With a server crash your auto increment primary key can get corrupted, so your blog post IDs can jump from 122, 123, 75912371234, 75912371235 (where the server crashed after 123). I've seen it happen and it's not pretty.
You could always get another host on the same VLAN that is slaved to your database as a backup, this would reduce the risk considerably. I believe the only other options you have are:
Get more RAM for your server or kill of some services
See if your host has shared database hosting of any kind on the VLAN you can use for a small fee.
Make regular backups and be prepared for the worst.
In my humble opinion, there is no kind of data loss with MyISAM.
The risk of data loss from a power outage is due to the power outage, not the database storage mechanism.

Which database for a web crawler, and how do I use MySQL in a distributed environment?

Which database engine should I use for a web crawler, InnoDB or MYiSAM? I have two PC's, each with 1TB hard drives. If one fills up, I'd like for it to save to the other PC automatically, but reads should go to the correct PC; how do I do that?
As for the first part of your question, it rather depends on you precise implementation.
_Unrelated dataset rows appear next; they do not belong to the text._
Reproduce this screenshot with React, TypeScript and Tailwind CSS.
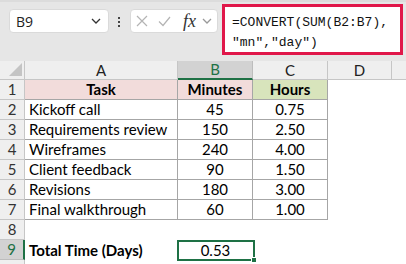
import React from "react";

const rows = [
  ["Kickoff call", "45", "0.75"],
  ["Requirements review", "150", "2.50"],
  ["Wireframes", "240", "4.00"],
  ["Client feedback", "90", "1.50"],
  ["Revisions", "180", "3.00"],
  ["Final walkthrough", "60", "1.00"],
];

const cellFont = { fontFamily: "Lato, 'Liberation Sans', sans-serif" };

function Chevron({ color = "#333" }: { color?: string }) {
  return (
    <svg width="10" height="6" viewBox="0 0 10 6" fill="none">
      <path d="M1 1l4 4 4-4" stroke={color} strokeWidth="1.3" />
    </svg>
  );
}

function RowHead({ n, active }: { n?: number; active?: boolean }) {
  return (
    <div
      className={
        active
          ? "h-[20px] flex items-center justify-center bg-[#d2d2d2] border-b border-[#bdbdbd] border-r-2 border-r-[#1e7145] text-[#1e7145] text-[15px]"
          : "h-[20px] flex items-center justify-center bg-[#efefef] border-b border-r border-[#c6c6c6] text-[#333] text-[15px]"
      }
    >
      {n}
    </div>
  );
}

export default function App() {
  return (
    <div className="w-[406px] h-[264px] overflow-hidden bg-white" style={cellFont}>
      {/* Top bar */}
      <div className="h-[61px] bg-[#e6e6e6] border-t-[2px] border-[#dcdcdc] flex items-start">
        <div className="ml-[9px] mt-[7px] w-[100px] h-[24px] rounded-[4px] bg-white border border-[#dadada] flex items-center pl-[6px] pr-[7px] justify-between">
          <span className="text-[14px] text-[#222]" style={{ fontFamily: "'Open Sans', sans-serif" }}>B9</span>
          <Chevron />
        </div>
        <div className="ml-[9px] mt-[15px] flex flex-col gap-[2px]">
          <div className="w-[2px] h-[2px] bg-[#444]" />
          <div className="w-[2px] h-[2px] bg-[#444]" />
          <div className="w-[2px] h-[2px] bg-[#444]" />
        </div>
        <div className="ml-[10px] mt-[7px] w-[88px] h-[24px] rounded-[4px] bg-white border border-[#dadada] flex items-center pl-[5px]">
          <svg width="12" height="12" viewBox="0 0 12 12">
            <path d="M1 1l10 10M11 1L1 11" stroke="#b4b4b4" strokeWidth="1.2" />
          </svg>
          <svg className="ml-[10px]" width="13" height="11" viewBox="0 0 13 11">
            <path d="M1 5.5l4 4L12 1" stroke="#b4b4b4" strokeWidth="1.2" fill="none" />
          </svg>
          <span className="ml-[12px] text-[18px] italic text-[#333] leading-none" style={{ fontFamily: "'Liberation Serif', serif" }}>fx</span>
          <span className="ml-[6px]"><Chevron color="#999" /></span>
        </div>
        <div className="ml-[4px] mt-[2px] w-[181px] h-[51px] border-[3px] border-[#e0174a] bg-white pl-[7px] pt-[6px] text-[13px] leading-[20px] text-[#111]" style={{ fontFamily: "'Liberation Mono', monospace" }}>
          <div>=CONVERT(SUM(B2:B7),</div>
          <div>"mn","day")</div>
        </div>
      </div>

      {/* Grid */}
      <div className="grid grid-cols-[25px_153px_75px_75px_64px_14px]">
        {/* header row */}
        <div className="h-[19px] bg-[#efefef] border-r border-b border-[#c6c6c6] relative">
          <svg className="absolute left-[9px] top-[2px]" width="13" height="13" viewBox="0 0 13 13">
            <path d="M13 0V13H0Z" fill="#c4c4c4" />
          </svg>
        </div>
        <div className="h-[19px] bg-[#efefef] border-r border-b border-[#c6c6c6] flex items-center justify-center text-[15px] text-[#222]">A</div>
        <div className="h-[19px] bg-[#d2d2d2] border-r border-[#bdbdbd] border-b-2 border-b-[#1e7145] flex items-center justify-center text-[15px] text-[#1e7145]">B</div>
        <div className="h-[19px] bg-[#efefef] border-r border-b border-[#c6c6c6] flex items-center justify-center text-[15px] text-[#222]">C</div>
        <div className="h-[19px] bg-[#efefef] border-r border-b border-[#c6c6c6] flex items-center justify-center text-[15px] text-[#222]">D</div>
        <div className="h-[19px] bg-[#efefef] border-b border-[#c6c6c6]" />

        {/* row 1 */}
        <RowHead n={1} />
        <div className="h-[20px] bg-[#f2dcdb] border-r border-b border-[#a6a6a6] flex items-center justify-center font-bold text-[15px] text-black">Task</div>
        <div className="h-[20px] bg-[#f2dcdb] border-r border-b border-[#a6a6a6] flex items-center justify-center font-bold text-[15px] text-black">Minutes</div>
        <div className="h-[20px] bg-[#d8e4bc] border-r border-b border-[#a6a6a6] flex items-center justify-center font-bold text-[15px] text-black">Hours</div>
        <div className="h-[20px]" />
        <div className="h-[20px]" />

        {rows.map((r, i) => (
          <React.Fragment key={i}>
            <RowHead n={i + 2} />
            <div className="h-[20px] border-r border-b border-[#a6a6a6] flex items-center pl-[4px] text-[15px] text-black">{r[0]}</div>
            <div className="h-[20px] border-r border-b border-[#a6a6a6] flex items-center justify-center text-[15px] text-black">{r[1]}</div>
            <div className="h-[20px] border-r border-b border-[#a6a6a6] flex items-center justify-center text-[15px] text-black">{r[2]}</div>
            <div className="h-[20px]" />
            <div className="h-[20px]" />
          </React.Fragment>
        ))}

        {/* row 8 */}
        <RowHead n={8} />
        <div className="h-[20px]" />
        <div className="h-[20px]" />
        <div className="h-[20px]" />
        <div className="h-[20px]" />
        <div className="h-[20px]" />

        {/* row 9 */}
        <RowHead n={9} active />
        <div className="h-[20px] flex items-center pl-[4px] font-bold text-[15px] text-black">Total Time (Days)</div>
        <div className="h-[20px] relative flex items-center justify-center text-[15px] text-black">
          0.53
          <div className="absolute top-0 left-[-1px] right-[-2px] bottom-[-1px] border-2 border-[#1e7145]" />
          <div className="absolute right-[-4px] bottom-[-3px] w-[6px] h-[6px] bg-[#1e7145] border border-white" />
        </div>
        <div className="h-[20px]" />
        <div className="h-[20px]" />
        <div className="h-[20px]" />

        {/* row 10 partial */}
        <RowHead />
      </div>
    </div>
  );
}
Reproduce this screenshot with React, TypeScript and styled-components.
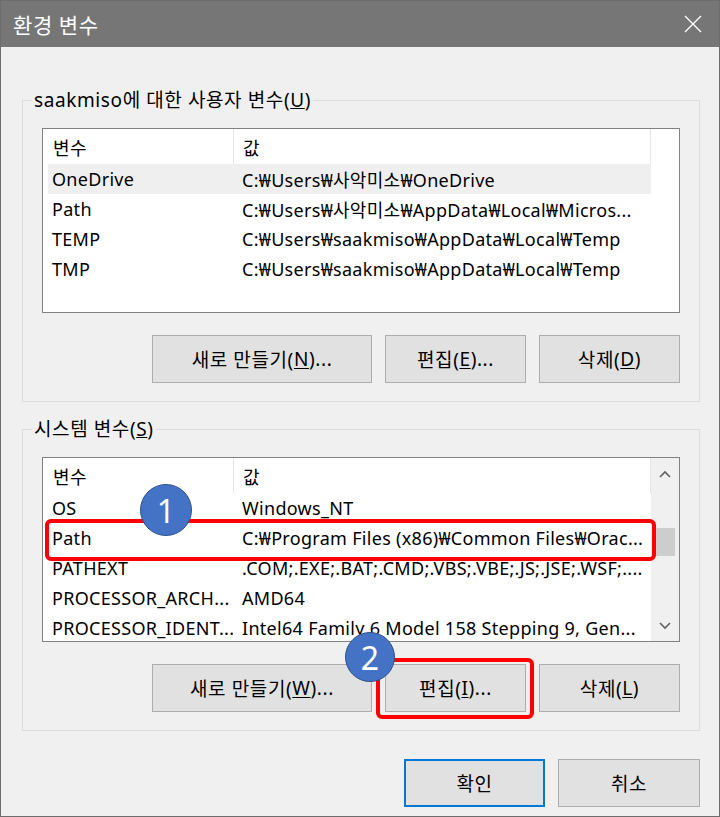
import React from 'react';
import styled, { createGlobalStyle } from 'styled-components';

const Global = createGlobalStyle`
  html, body { margin: 0; padding: 0; background: #f0f0f0; }
  body { font-family: "Noto Sans", "Noto Sans CJK KR", sans-serif; color: #000; }
  * { box-sizing: border-box; }
`;

const Window = styled.div`
  position: relative;
  width: 720px;
  height: 817px;
  background: #f0f0f0;
  border: 1px solid #6d6d6d;
  display: flex;
  flex-direction: column;
  overflow: hidden;
`;

const TitleBar = styled.div`
  height: 46px;
  flex: none;
  background: #767676;
  color: #fff;
  display: flex;
  align-items: center;
  justify-content: space-between;
  padding: 0 17px 0 12px;
  font-size: 21px;
  letter-spacing: 0.8px;
  font-family: "Noto Sans CJK KR", sans-serif;
`;

const Body = styled.div`
  display: flex;
  flex-direction: column;
  padding: 0 19px 0 21px;
`;

const Group = styled.fieldset<{ $top: number }>`
  margin: ${p => p.$top}px 0 0 0;
  padding: 16px 19px 18px 19px;
  border: 1px solid #dcdcdc;
  min-width: 0;
`;

const Legend = styled.legend`
  margin-left: -10px;
  padding: 0 2px;
  font-size: 19px;
  letter-spacing: 0.6px;
  line-height: 24px;
`;

const ListBox = styled.div`
  height: 185px;
  border: 1px solid #828282;
  background: #fff;
  display: flex;
  overflow: hidden;
`;

const ListMain = styled.div`
  width: 608px;
  flex: none;
  display: flex;
  flex-direction: column;
`;

const Header = styled.div`
  display: flex;
  height: 35px;
  flex: none;
`;

const HeaderCell = styled.div<{ $w: number; $pl: number }>`
  width: ${p => p.$w}px;
  padding-left: ${p => p.$pl}px;
  border-right: 1px solid #e5e5e5;
  display: flex;
  align-items: center;
  font-size: 18px;
  letter-spacing: 0.5px;
`;

const Row = styled.div<{ $sel?: boolean }>`
  display: flex;
  height: 30px;
  flex: none;
  margin-left: 5px;
  width: 603px;
  align-items: center;
  background: ${p => (p.$sel ? '#efefef' : 'transparent')};
  font-size: 18px;
  letter-spacing: 0.3px;
  white-space: nowrap;
`;

const NameCell = styled.div`
  width: 185px;
  padding-left: 4px;
  overflow: hidden;
  flex: none;
`;

const ValueCell = styled.div`
  padding-left: 9px;
  overflow: hidden;
  flex: 1;
`;

const ScrollBar = styled.div`
  flex: 1;
  background: #f0f0f0;
  display: flex;
  flex-direction: column;
  align-items: flex-start;
`;

const ArrowBox = styled.div`
  width: 100%;
  height: 31px;
  display: flex;
  align-items: center;
  justify-content: center;
  flex: none;
`;

const Track = styled.div`
  flex: 1;
  width: 100%;
  padding-top: 39px;
`;

const Thumb = styled.div`
  margin-left: 5px;
  width: 19px;
  height: 28px;
  background: #cdcdcd;
`;

const ButtonRow = styled.div<{ $mt: number }>`
  display: flex;
  justify-content: flex-end;
  gap: 13px;
  margin-top: ${p => p.$mt}px;
`;

const Button = styled.div<{ $w: number; $default?: boolean }>`
  width: ${p => p.$w}px;
  height: 48px;
  background: #e1e1e1;
  border: ${p => (p.$default ? '2px solid #0078d7' : '1px solid #adadad')};
  display: flex;
  align-items: center;
  justify-content: center;
  font-size: 19px;
  letter-spacing: 0.6px;
  color: #000;
  u { text-underline-offset: 2px; }
`;

const RedBox = styled.div<{ $x: number; $y: number; $w: number; $h: number }>`
  position: absolute;
  left: ${p => p.$x}px;
  top: ${p => p.$y}px;
  width: ${p => p.$w}px;
  height: ${p => p.$h}px;
  border: 4px solid #ff0000;
  border-radius: 6px;
`;

const Badge = styled.div<{ $x: number; $y: number; $d: number }>`
  position: absolute;
  left: ${p => p.$x}px;
  top: ${p => p.$y}px;
  width: ${p => p.$d}px;
  height: ${p => p.$d}px;
  border-radius: 50%;
  background: #4472c4;
  border: 1.5px solid #2f528f;
  color: #fff;
  font-size: 32px;
  display: flex;
  align-items: center;
  justify-content: center;
  font-family: "Noto Sans", sans-serif;
`;

const Chevron = ({ up }: { up?: boolean }) => (
  <svg width="12" height="8" viewBox="0 0 12 8">
    <path
      d={up ? 'M1 7 L6 2 L11 7' : 'M1 1 L6 6 L11 1'}
      fill="none"
      stroke="#606060"
      strokeWidth="1.6"
    />
  </svg>
);

type Item = { name: string; value: string; sel?: boolean };

const userVars: Item[] = [
  { name: 'OneDrive', value: 'C:₩Users₩사악미소₩OneDrive', sel: true },
  { name: 'Path', value: 'C:₩Users₩사악미소₩AppData₩Local₩Micros...' },
  { name: 'TEMP', value: 'C:₩Users₩saakmiso₩AppData₩Local₩Temp' },
  { name: 'TMP', value: 'C:₩Users₩saakmiso₩AppData₩Local₩Temp' },
];

const sysVars: Item[] = [
  { name: 'OS', value: 'Windows_NT' },
  { name: 'Path', value: 'C:₩Program Files (x86)₩Common Files₩Orac...' },
  { name: 'PATHEXT', value: '.COM;.EXE;.BAT;.CMD;.VBS;.VBE;.JS;.JSE;.WSF;....' },
  { name: 'PROCESSOR_ARCH...', value: 'AMD64' },
  { name: 'PROCESSOR_IDENT...', value: 'Intel64 Family 6 Model 158 Stepping 9, Gen...' },
];

const VarList = ({ items, scroll }: { items: Item[]; scroll?: boolean }) => (
  <ListBox>
    <ListMain>
      <Header>
        <HeaderCell $w={191} $pl={10}>변수</HeaderCell>
        <HeaderCell $w={417} $pl={9}>값</HeaderCell>
      </Header>
      {items.map(it => (
        <Row key={it.name} $sel={it.sel}>
          <NameCell>{it.name}</NameCell>
          <ValueCell>{it.value}</ValueCell>
        </Row>
      ))}
    </ListMain>
    {scroll && (
      <ScrollBar>
        <ArrowBox>
          <Chevron up />
        </ArrowBox>
        <Track>
          <Thumb />
        </Track>
        <ArrowBox>
          <Chevron />
        </ArrowBox>
      </ScrollBar>
    )}
  </ListBox>
);

export default function App() {
  return (
    <>
      <Global />
      <Window>
        <TitleBar>
          <span>환경 변수</span>
          <svg width="18" height="18" viewBox="0 0 18 18">
            <path d="M1 1 L17 17 M17 1 L1 17" stroke="#fff" strokeWidth="1.3" />
          </svg>
        </TitleBar>
        <Body>
          <Group $top={41}>
            <Legend>
              saakmiso에 대한 사용자 변수(<u>U</u>)
            </Legend>
            <VarList items={userVars} />
            <ButtonRow $mt={22}>
              <Button $w={220}>
                새로 만들기(<u>N</u>)...
              </Button>
              <Button $w={141}>
                편집(<u>E</u>)...
              </Button>
              <Button $w={141}>
                삭제(<u>D</u>)
              </Button>
            </ButtonRow>
          </Group>
          <Group $top={15}>
            <Legend>
              시스템 변수(<u>S</u>)
            </Legend>
            <VarList items={sysVars} scroll />
            <ButtonRow $mt={22}>
              <Button $w={220}>
                새로 만들기(<u>W</u>)...
              </Button>
              <Button $w={141}>
                편집(<u>I</u>)...
              </Button>
              <Button $w={141}>
                삭제(<u>L</u>)
              </Button>
            </ButtonRow>
          </Group>
          <ButtonRow $mt={28}>
            <Button $w={141} $default>
              확인
            </Button>
            <Button $w={142}>취소</Button>
          </ButtonRow>
        </Body>
        <RedBox $x={44} $y={518} $w={611} $h={42} />
        <Badge $x={139} $y={483} $d={52}>
          1
        </Badge>
        <RedBox $x={375} $y={657} $w={158} $h={61} />
        <Badge $x={344} $y={631} $d={50}>
          2
        </Badge>
      </Window>
    </>
  );
}
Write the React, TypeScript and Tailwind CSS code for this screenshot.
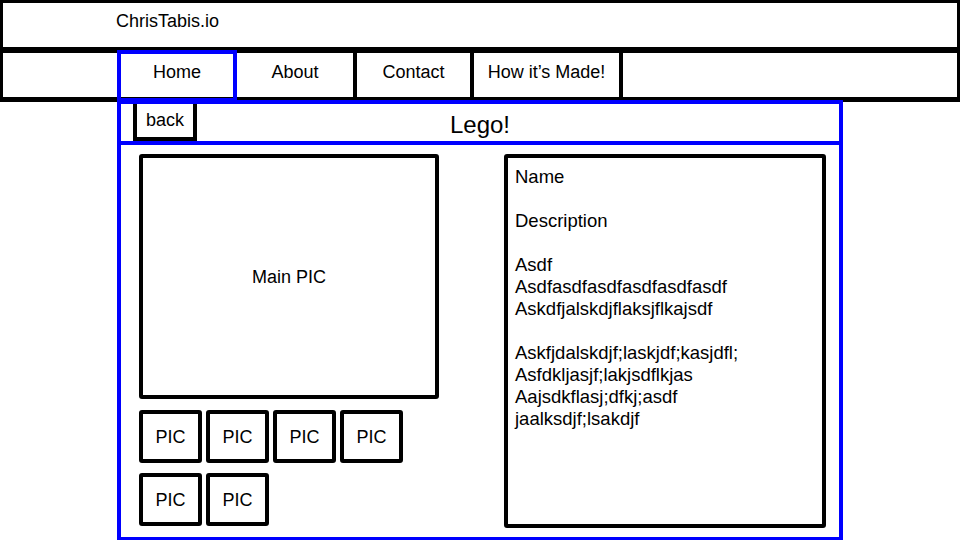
import React from 'react';

const navItems = [
  { label: 'About', className: 'w-[120px] pt-[8px]' },
  { label: 'Contact', className: 'w-[117px] pt-[8px]' },
  { label: "How it’s Made!", className: 'w-[149px] pt-[8px]' },
];

const detailLines = [
  'Name',
  '',
  'Description',
  '',
  'Asdf',
  'Asdfasdfasdfasdfasdfasdf',
  'Askdfjalskdjflaksjflkajsdf',
  '',
  'Askfjdalskdjf;laskjdf;kasjdfl;',
  'Asfdkljasjf;lakjsdflkjas',
  'Aajsdkflasj;dfkj;asdf',
  'jaalksdjf;lsakdjf',
];

const Thumb: React.FC = () => (
  <div className="w-[63px] h-[53px] border-4 border-black rounded-[3px] flex items-center justify-center">
    PIC
  </div>
);

const App: React.FC = () => {
  return (
    <div className="w-[960px] h-[540px] overflow-hidden bg-white text-black text-[18px] leading-[22px] font-['Liberation_Sans',Arial,sans-serif]">
      {/* site header */}
      <div className="h-[50px] border-[3px] border-black pl-[113px] pt-[7px]">ChrisTabis.io</div>

      {/* nav */}
      <div className="flex h-[52px] border-x-[3px] border-t-[3px] border-b-[5px] border-black">
        <div className="w-[114px]" />
        <div className="relative z-10 w-[120px] -mt-[3px] -mb-[5px] border-4 border-[#0000ff] pt-[7px] text-center">Home</div>
        {navItems.map((item) => (
          <div key={item.label} className={`${item.className} border-r-4 border-black text-center`}>
            {item.label}
          </div>
        ))}
        <div className="flex-1" />
      </div>

      {/* page */}
      <div className="relative z-20 ml-[117px] w-[726px]">
        <div className="h-[41px] -mt-[2px] border-x-4 border-t-4 border-[#0000ff] bg-white grid grid-cols-[1fr_auto_1fr]">
          <div className="flex">
            <div className="ml-[12px] w-[64px] border-x-4 border-b-4 border-black pt-[5px] text-center">back</div>
          </div>
          <div className="pt-[7px] text-[24px] leading-[28px]">Lego!</div>
          <div />
        </div>

        <div className="h-[400px] border-4 border-[#0000ff] flex pl-[18px] pt-[9px]">
          <div className="w-[300px]">
            <div className="h-[245px] border-4 border-black rounded-[3px] flex items-center justify-center">Main PIC</div>
            <div className="mt-[11px] flex flex-col gap-[10px]">
              <div className="flex gap-[4px]">
                <Thumb />
                <Thumb />
                <Thumb />
                <Thumb />
              </div>
              <div className="flex gap-[4px]">
                <Thumb />
                <Thumb />
              </div>
            </div>
          </div>

          <div className="ml-[65px] w-[322px] h-[374px] border-4 border-black rounded-[3px] pl-[7px] pt-[8px] text-[18.5px]">
            {detailLines.map((line, i) => (
              <div key={i} className="h-[22px] whitespace-nowrap">{line}</div>
            ))}
          </div>
        </div>
      </div>
    </div>
  );
};

export default App;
If you are going to have a single crawler limited by network bandwidth, then MYiSAM can be quicker. If you are using multiple crawlers then InnoDB will give you advantages such as transactions which may help.
AFAIK MySQL doesn't support the hardware configuration you are suggesting. If you need large storage you may wan tot look at MySQL Cluster.
MyISAM is the first choice, because you will have write only operations and crawlers -- even run in parallel -- will be configured -- I suppose -- to crawl different domains/urls. So you do not need to take care of access conflicts.
When writing a lot of data, especially text!, to Mysql avoid transactions, indexes, etc., because it will slow down MySQL drastically.